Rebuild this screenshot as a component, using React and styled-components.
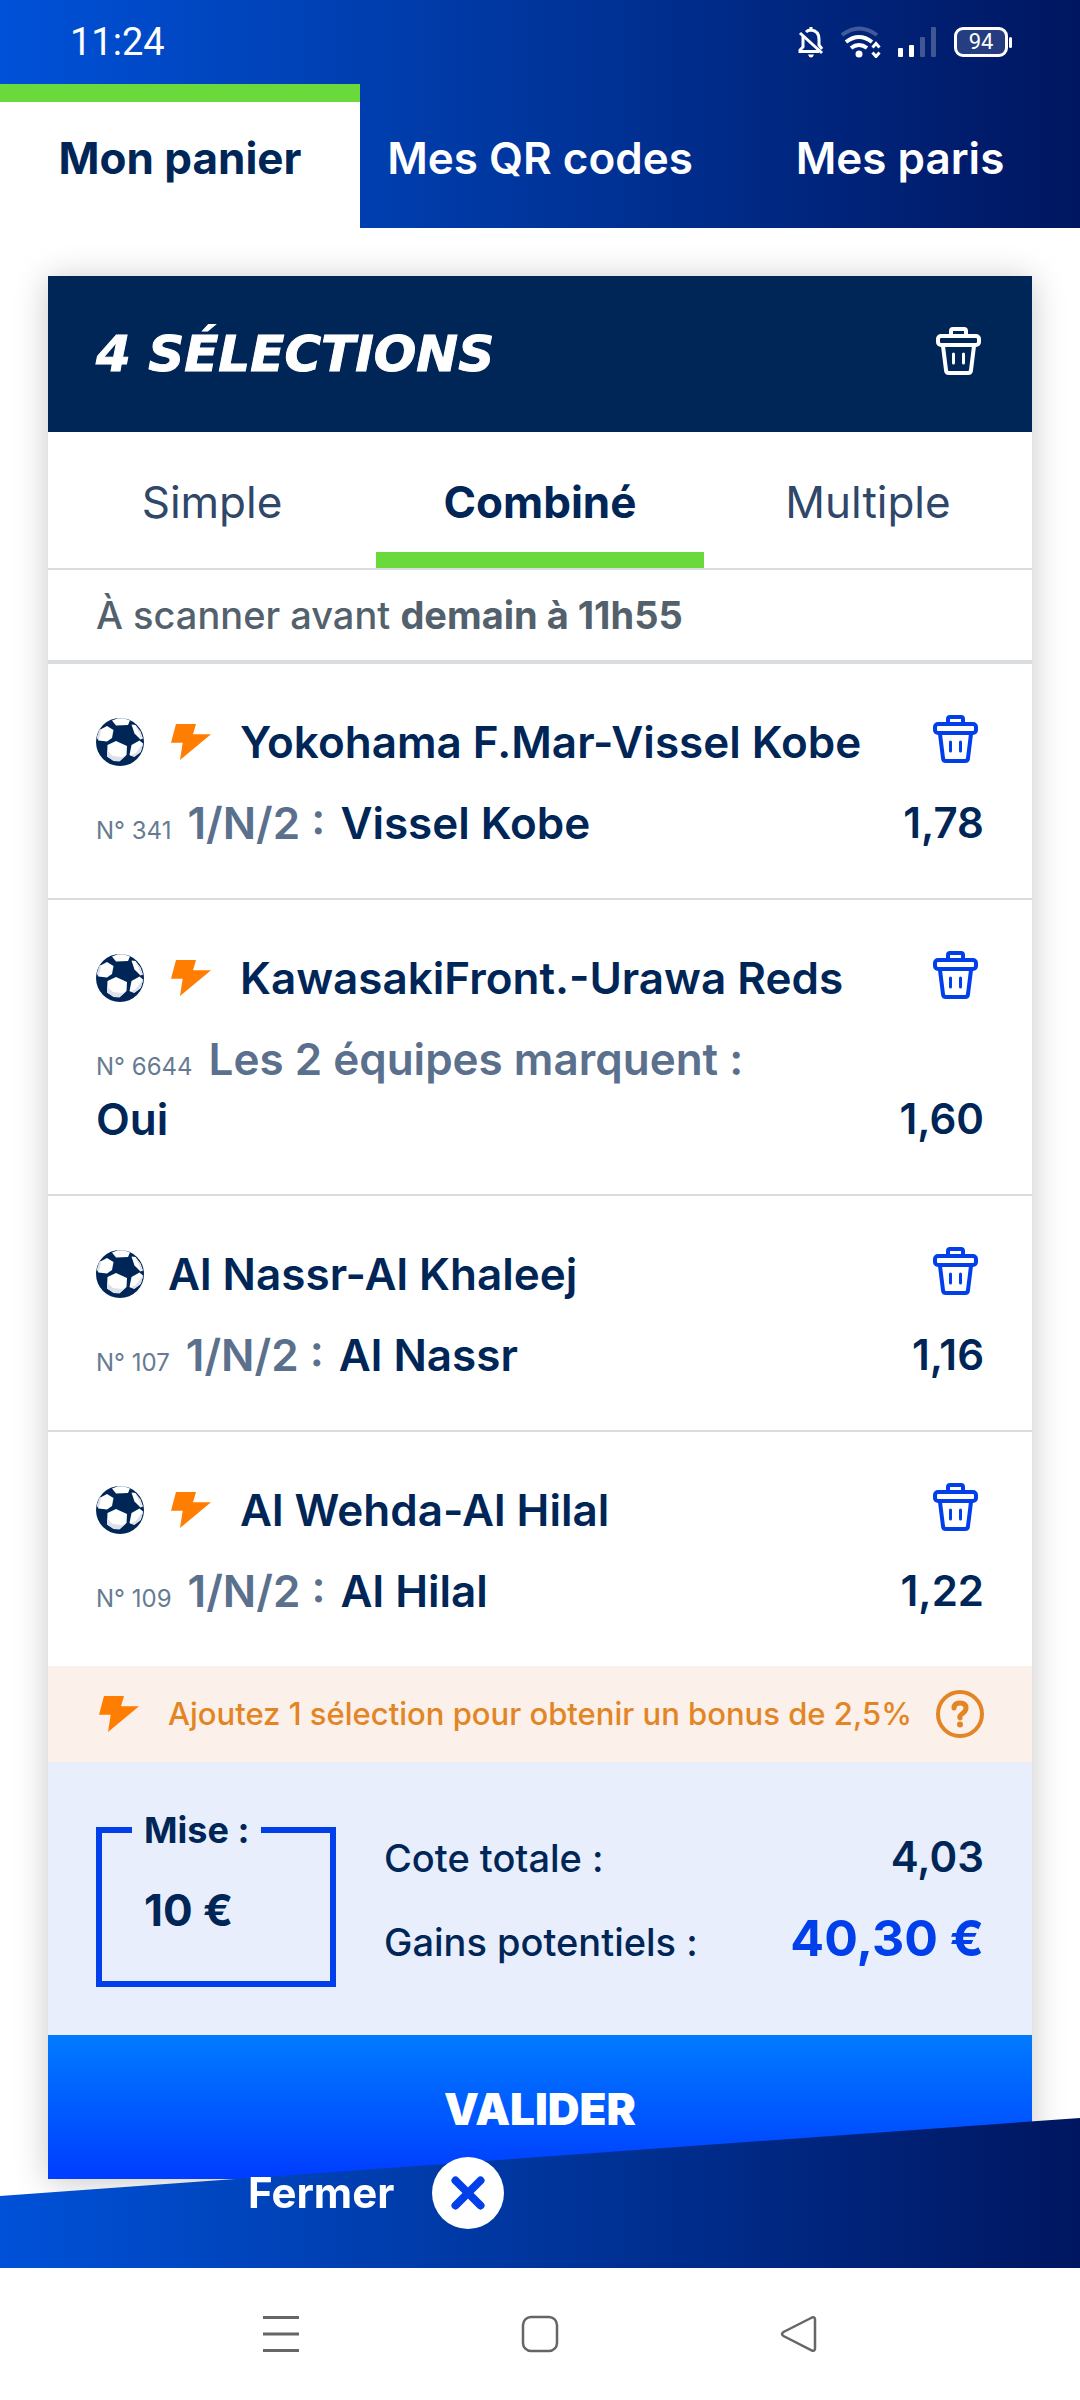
import React, { useState } from "react";
import styled, { createGlobalStyle, css } from "styled-components";

const NAVY = "#002657";
const BLUE = "#003fea";
const GREEN = "#6ad93c";
const ORANGE = "#ff7d00";
const LINE = "#dadddf";
const BAND = "linear-gradient(90deg, #0051d8 0%, #00359c 50%, #001660 100%)";

const GlobalStyle = createGlobalStyle`
    * {
        box-sizing: border-box;
    }

    body {
        margin: 0;
        background: #fff;
        color: ${NAVY};
        font-family: Inter, "Open Sans", sans-serif;
        font-size: 44px;
        font-weight: 600;
        line-height: 60px;
    }

    button,
    input {
        font: inherit;
        color: inherit;
        background: none;
        border: none;
        padding: 0;
        margin: 0;
    }

    button {
        cursor: pointer;
    }

    svg {
        display: block;
        flex: none;
    }
`;

const Header = styled.header`
    background: ${BAND};
    color: #fff;
`;

const StatusBar = styled.div`
    display: flex;
    align-items: center;
    justify-content: space-between;
    height: 84px;
    padding: 0 72px 0 70px;
    font-family: Roboto, sans-serif;
    font-size: 38px;
    font-weight: 400;
`;

const StatusIcons = styled.div`
    display: flex;
    align-items: center;
    gap: 16px;
`;

const Battery = styled.div`
    position: relative;
    display: flex;
    align-items: center;
    justify-content: center;
    width: 54px;
    height: 30px;
    border: 3px solid #fff;
    border-radius: 9px;
    background: rgba(255, 255, 255, 0.15);
    font-size: 22px;
    line-height: 24px;

    &::after {
        content: "";
        position: absolute;
        right: -7px;
        width: 3px;
        height: 11px;
        border-radius: 2px;
        background: #fff;
    }
`;

const MainTabs = styled.nav`
    display: grid;
    grid-template-columns: repeat(3, 1fr);
`;

const MainTab = styled.a`
    display: flex;
    align-items: center;
    justify-content: center;
    height: 144px;
    padding-top: 3px;
    color: #fff;
    text-decoration: none;
    white-space: nowrap;

    ${(props) =>
        props.$active &&
        css`
            background: #fff;
            color: ${NAVY};
            font-weight: 700;
            box-shadow: inset 0 18px 0 ${GREEN};
        `}
`;

const Main = styled.main`
    padding: 48px 48px 220px;
`;

const Card = styled.section`
    background: #fff;
    box-shadow: 0 3px 32px rgba(0, 0, 0, 0.22);
`;

const CardHeader = styled.div`
    display: flex;
    align-items: center;
    justify-content: space-between;
    height: 156px;
    padding: 0 48px;
    background: ${NAVY};
    color: #fff;
`;

const CardTitle = styled.h1`
    margin: 0;
    font-family: "DejaVu Sans", sans-serif;
    font-size: 50px;
    font-weight: 700;
    font-style: italic;
    -webkit-text-stroke: 1px currentColor;
`;

const BetTabs = styled.div`
    display: grid;
    grid-template-columns: repeat(3, 1fr);
    border-bottom: 2px solid ${LINE};
`;

const BetTab = styled.button`
    height: 136px;
    padding-top: 4px;
    color: #2f4769;
    font-weight: 400;

    ${(props) =>
        props.$active &&
        css`
            color: ${NAVY};
            font-weight: 700;
            box-shadow: inset 0 -16px 0 ${GREEN};
        `}
`;

const Deadline = styled.p`
    margin: 0;
    padding: 15px 48px;
    border-bottom: 4px solid ${LINE};
    color: #53616c;
    font-size: 38px;
    font-weight: 500;
`;

const BetList = styled.ul`
    margin: 0;
    padding: 0;
    list-style: none;
`;

const BetItem = styled.li`
    display: grid;
    gap: 21px;
    padding: 48px 48px 45px;

    & + & {
        border-top: 2px solid ${LINE};
    }
`;

const BetHead = styled.div`
    display: flex;
    align-items: center;
    gap: 24px;
`;

const Match = styled.h2`
    flex: 1;
    margin: 0;
    font-size: 44px;
    font-weight: 600;
    white-space: nowrap;
`;

const TrashButton = styled.button`
    display: flex;
    align-items: flex-start;
    height: 54px;
    margin-right: ${(props) => (props.$light ? "0" : "3px")};
    color: ${(props) => (props.$light ? "#fff" : BLUE)};
`;

const BetBody = styled.div`
    display: flex;
    align-items: flex-end;
    justify-content: space-between;
`;

const Pick = styled.p`
    flex: 1;
    margin: 0;
`;

const BetNumber = styled.span`
    margin-right: 16px;
    color: #667b93;
    font-size: 24px;
    font-weight: 400;
    line-height: 24px;
`;

const Market = styled.span`
    margin-right: 4px;
    color: #5a708d;
`;

const Odds = styled.span`
    flex: 0 0 168px;
    font-size: 42px;
    text-align: right;
`;

const Bonus = styled.div`
    display: flex;
    align-items: center;
    gap: 24px;
    height: 96px;
    padding: 0 48px;
    background: #fbf0ea;
    color: #e38524;
    font-size: 31px;
    font-weight: 500;
    white-space: nowrap;
`;

const BonusText = styled.span`
    flex: 1;
`;

const Summary = styled.div`
    display: flex;
    gap: 48px;
    padding: 48px;
    background: #e8eefb;
`;

const Stake = styled.fieldset`
    width: 240px;
    height: 177px;
    margin: 0;
    padding: 30px 42px 0;
    border: 6px solid ${BLUE};
    font-weight: 700;
`;

const StakeLegend = styled.legend`
    margin-left: -12px;
    padding: 0 12px;
    font-size: 36px;
    line-height: 40px;
`;

const StakeInput = styled.input`
    display: block;
    width: 100%;
    height: 60px;
    outline: none;
`;

const Totals = styled.dl`
    flex: 1;
    display: grid;
    gap: 20px;
    align-content: start;
    margin: 0;
    padding-top: 17px;
`;

const TotalRow = styled.div`
    display: flex;
    align-items: baseline;
    justify-content: space-between;

    dt {
        font-size: 38px;
        font-weight: 500;
    }

    dd {
        margin: 0;
        font-size: 42px;
        ${(props) =>
            props.$strong &&
            css`
                color: ${BLUE};
                font-size: 50px;
                font-weight: 700;
            `}
    }
`;

const ValidateButton = styled.button`
    display: block;
    width: 100%;
    height: 144px;
    padding-top: 4px;
    background: linear-gradient(180deg, #007bff 0%, #003cff 100%);
    color: #fff;
    font-weight: 900;
`;

const BottomBar = styled.footer`
    position: fixed;
    right: 0;
    bottom: 0;
    left: 0;
`;

/* the close button pokes out over the slanted edge, so only the band behind it is clipped */
const CloseBar = styled.div`
    position: relative;
    display: flex;
    align-items: flex-start;
    height: 150px;
    padding: 39px 0 0 248px;

    &::before {
        content: "";
        position: absolute;
        inset: 0;
        background: ${BAND};
        clip-path: polygon(0 78px, 100% 0, 100% 100%, 0 100%);
    }
`;

const CloseButton = styled.button`
    position: relative;
    display: flex;
    align-items: center;
    gap: 38px;
    color: #fff;
    font-size: 42px;
    font-weight: 700;
`;

const SystemNav = styled.nav`
    background: #fff;
`;

const SystemKeys = styled.div`
    display: grid;
    grid-template-columns: repeat(3, 1fr);
    align-items: center;
    justify-items: center;
    width: 72%;
    height: 132px;
    margin: 0 auto;
`;

const TrashIcon = () => (
    <svg width="48" height="48" viewBox="0 0 48 48" fill="none" stroke="currentColor" strokeWidth="4">
        <path d="M15 8V4q0-2 2-2h11q2 0 2 2v4" />
        <rect x="2" y="9" width="41" height="9" rx="3" />
        <path d="M7 19l3 24q0 3 3 3h19q3 0 3-3l3-24" />
        <path d="M17.500 27v9M27.500 27v9" strokeWidth="3" strokeLinecap="round" />
    </svg>
);

const BoltIcon = () => (
    <svg width="48" height="48" viewBox="0 0 48 48" fill={ORANGE}>
        <path d="M8 6h20l-3 10.300h18L12 42l2.700-17.300H3z" />
    </svg>
);

const BallIcon = () => (
    <svg width="48" height="48" viewBox="0 0 48 48">
        <circle cx="24" cy="24" r="24" fill={NAVY} />
        <path d="M16 2.500L22 .3h6l6 2.200-2 4.500-12 .5z" fill="#fff" />
        <path d="M3.500 12L11 8l6.500 4-1.500 8-5 3.500-8.500-1-1.500-3z" fill="#fff" />
        <path d="M3 13l2-2.500L4.500 16l-2 6.500-1.500-3z" fill="#dfe1ea" />
        <path d="M35.500 6.500l4 .5 5 6.500 2.500 7-2.500 1-6-6z" fill="#fff" />
        <path d="M39 7l5 6.500 2.500 7-1.500.5-2-6z" fill="#dfe1ea" />
        <path d="M11.500 27l8.500-4 11 5-.5 9-7 6-6-.5-6.500-4z" fill="#fff" />
        <path d="M11 32.500l6 5.500 9 1 4-1.500-6.500 6-6-.5-6.500-4.500z" fill="#dfe1ea" />
        <path d="M35.500 27l8-4.500 3.500 3-2 8-6.500 5-5-1.500z" fill="#fff" />
        <path d="M46.500 26l.3 1.500-2.500 7-6 4.500-4.500-1.500 6-2.500z" fill="#dfe1ea" />
    </svg>
);

const HelpIcon = () => (
    <svg width="48" height="48" viewBox="0 0 48 48" fill="none" stroke="currentColor" strokeWidth="4">
        <circle cx="24" cy="24" r="22" />
        <path d="M18 18q0-5 6-5t6 5q0 3-3.500 5.500T24 28" strokeWidth="5" strokeLinecap="round" />
        <circle cx="24" cy="34.500" r="3" fill="currentColor" stroke="none" />
    </svg>
);

const CrossIcon = () => (
    <svg width="72" height="72" viewBox="0 0 72 72">
        <circle cx="36" cy="36" r="36" fill="#fff" />
        <path d="M23.500 23.500l25 25M48.500 23.500l-25 25" stroke={BLUE} strokeWidth="8" strokeLinecap="round" />
    </svg>
);

const BellOffIcon = () => (
    <svg width="28" height="32" viewBox="0 0 28 32" fill="none" stroke="#fff" strokeWidth="3">
        <path d="M9 6q2-2 5-2 8 1 8 9v6l3 4M6 9.500V21l-3 3v1.500h19" />
        <path d="M3 7l22 20M14 1v3" />
        <path d="M11 28.500h6q-1 3-3 3t-3-3z" fill="#fff" stroke="none" />
    </svg>
);

const WifiIcon = () => (
    <svg width="41" height="32" viewBox="0 0 41 32" fill="none" stroke="#fff" strokeWidth="4">
        <path d="M1 9q17-13 35 0" opacity="0.25" />
        <path d="M5 16q13-10 26 0M10 22q8-6 16 0" />
        <circle cx="18" cy="28" r="3.500" fill="#fff" stroke="none" />
        <path d="M31.500 21.500l3.500-4 3.500 4M31.500 26.500l3.500 4 3.500-4" strokeWidth="3" />
    </svg>
);

const SignalIcon = () => (
    <svg width="40" height="30" viewBox="0 0 40 30" fill="#fff">
        <rect x="0" y="21" width="5" height="9" rx="1" />
        <rect x="11" y="18" width="5" height="12" rx="1" />
        <rect x="22" y="10" width="5" height="20" rx="1" opacity="0.25" />
        <rect x="33" y="0" width="5" height="30" rx="1" opacity="0.25" />
    </svg>
);

const MenuKey = () => (
    <svg width="38" height="38" viewBox="0 0 38 38" stroke="#666" strokeWidth="3">
        <path d="M1 2.500h36M1 19h36M1 35.500h36" />
    </svg>
);

const HomeKey = () => (
    <svg width="38" height="38" viewBox="0 0 38 38" fill="none" stroke="#666" strokeWidth="2.5">
        <rect x="2" y="2" width="34" height="34" rx="8" />
    </svg>
);

const BackKey = () => (
    <svg width="38" height="38" viewBox="0 0 38 38" fill="none" stroke="#666" strokeWidth="2.5">
        <path d="M32 2.500L3.500 17q-3 2 0 4L32 35.500q3 1 3-2v-29q0-3-3-2z" />
    </svg>
);

const mainTabs = ["Mon panier", "Mes QR codes", "Mes paris"];
const betTabs = ["Simple", "Combiné", "Multiple"];

const bets = [
    { number: 341, match: "Yokohama F.Mar-Vissel Kobe", market: "1/N/2 :", pick: "Vissel Kobe", odds: "1,78", boosted: true },
    { number: 6644, match: "KawasakiFront.-Urawa Reds", market: "Les 2 équipes marquent :", pick: "Oui", odds: "1,60", boosted: true },
    { number: 107, match: "Al Nassr-Al Khaleej", market: "1/N/2 :", pick: "Al Nassr", odds: "1,16", boosted: false },
    { number: 109, match: "Al Wehda-Al Hilal", market: "1/N/2 :", pick: "Al Hilal", odds: "1,22", boosted: true },
];

function Bet({ bet, onRemove }) {
    return (
        <BetItem>
            <BetHead>
                <BallIcon />
                {bet.boosted && <BoltIcon />}
                <Match>{bet.match}</Match>
                <TrashButton aria-label="Supprimer" onClick={() => onRemove(bet.number)}>
                    <TrashIcon />
                </TrashButton>
            </BetHead>
            <BetBody>
                <Pick>
                    <BetNumber>N° {bet.number}</BetNumber>
                    <Market>{bet.market}</Market> {bet.pick}
                </Pick>
                <Odds>{bet.odds}</Odds>
            </BetBody>
        </BetItem>
    );
}

function App() {
    const [betTab, setBetTab] = useState("Combiné");
    const [selections, setSelections] = useState(bets);
    const [stake, setStake] = useState("10 €");

    const remove = (number) => setSelections(selections.filter((bet) => bet.number !== number));

    return (
        <>
            <GlobalStyle />
            <Header>
                <StatusBar>
                    <span>11:24</span>
                    <StatusIcons>
                        <BellOffIcon />
                        <WifiIcon />
                        <SignalIcon />
                        <Battery>94</Battery>
                    </StatusIcons>
                </StatusBar>
                <MainTabs>
                    {mainTabs.map((tab, i) => (
                        <MainTab key={tab} href="#" $active={i === 0}>
                            {tab}
                        </MainTab>
                    ))}
                </MainTabs>
            </Header>

            <Main>
                <Card>
                    <CardHeader>
                        <CardTitle>{selections.length} SÉLECTIONS</CardTitle>
                        <TrashButton $light aria-label="Tout supprimer" onClick={() => setSelections([])}>
                            <TrashIcon />
                        </TrashButton>
                    </CardHeader>
                    <BetTabs>
                        {betTabs.map((tab) => (
                            <BetTab key={tab} $active={tab === betTab} onClick={() => setBetTab(tab)}>
                                {tab}
                            </BetTab>
                        ))}
                    </BetTabs>
                    <Deadline>
                        À scanner avant <b>demain à 11h55</b>
                    </Deadline>
                    <BetList>
                        {selections.map((bet) => (
                            <Bet key={bet.number} bet={bet} onRemove={remove} />
                        ))}
                    </BetList>
                    <Bonus>
                        <BoltIcon />
                        <BonusText>Ajoutez 1 sélection pour obtenir un bonus de 2,5%</BonusText>
                        <HelpIcon />
                    </Bonus>
                    <Summary>
                        <Stake>
                            <StakeLegend>
                                <label htmlFor="stake">Mise :</label>
                            </StakeLegend>
                            <StakeInput id="stake" value={stake} onChange={(e) => setStake(e.target.value)} />
                        </Stake>
                        <Totals>
                            <TotalRow>
                                <dt>Cote totale :</dt>
                                <dd>4,03</dd>
                            </TotalRow>
                            <TotalRow $strong>
                                <dt>Gains potentiels :</dt>
                                <dd>40,30 €</dd>
                            </TotalRow>
                        </Totals>
                    </Summary>
                    <ValidateButton>VALIDER</ValidateButton>
                </Card>
            </Main>

            <BottomBar>
                <CloseBar>
                    <CloseButton>
                        Fermer
                        <CrossIcon />
                    </CloseButton>
                </CloseBar>
                <SystemNav>
                    <SystemKeys>
                        <MenuKey />
                        <HomeKey />
                        <BackKey />
                    </SystemKeys>
                </SystemNav>
            </BottomBar>
        </>
    );
}

export default App;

__Your instructions__:
Exactly how many lines contain "React"? State the number and nothing else.

__The answer__:
2